Let $G$ be an algebraic group. The product group $G \times G$ (taken as a product of varieties) contains the product topology, and is a product with respect to the canonical projections $G \times G \rightarrow G$.
Fix $g \in G$, and let $f: G \rightarrow G$ be given by $f(x) = xg$. Why is this a homeomorphism of $G$? I don't even see why this should be continuous. It would be continuous by the composition $$G \rightarrow G \times \{g\} \rightarrow G \times G \xrightarrow{\mu} G$$ where $\mu$ is the multiplication map (by definition continuous), the middle arrow is the inclusion map of $G \times \{g\}$ (continuous if we take $G \times \{g\}$ in the subspace topology), and the left arrow as the map $x \mapsto (x,g)$. However, I cannot guarantee that this left arrow is continuous.

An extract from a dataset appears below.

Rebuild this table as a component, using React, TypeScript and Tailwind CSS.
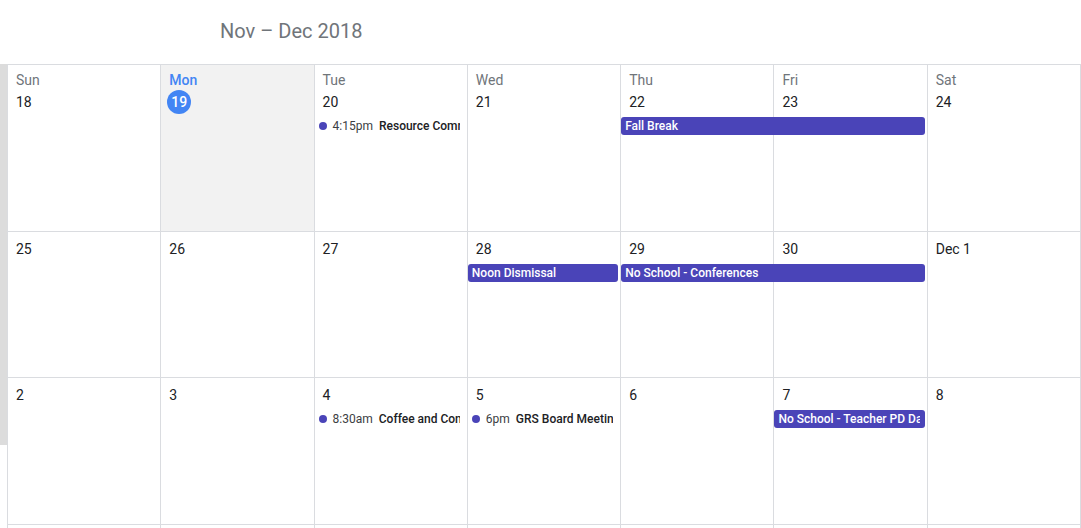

The left arrow is a distraction. This map is the composite
$$G \xrightarrow{\text{id}_G \times g} G \times G \xrightarrow{m} G$$
where $m$ is the multiplication, $g$ is the map $1 \to G$ corresponding to $g \in G$, and for two maps $f : A \to B, g : A \to C$, by $f \times g$ I mean the map $A \to B \times C$ whose components (the composites $\pi_B \circ f, \pi_C \circ f$ given by projecting to $B$ or $C$) are $f$ and $g$ respectively.
If $G$ is a group object in a category with finite products, then this composite is a well-defined morphism in that category for purely formal reasons. Hence $x \mapsto gx$ is not only continuous, it is in fact algebraic, and it has inverse $x \mapsto g^{-1} x$ as one might expect.
The only remaining question is why an algebraic map from a variety to itself is continuous on underlying topological spaces, and that has nothing to do with groups or with the difference between the Zariski topology and the product topology.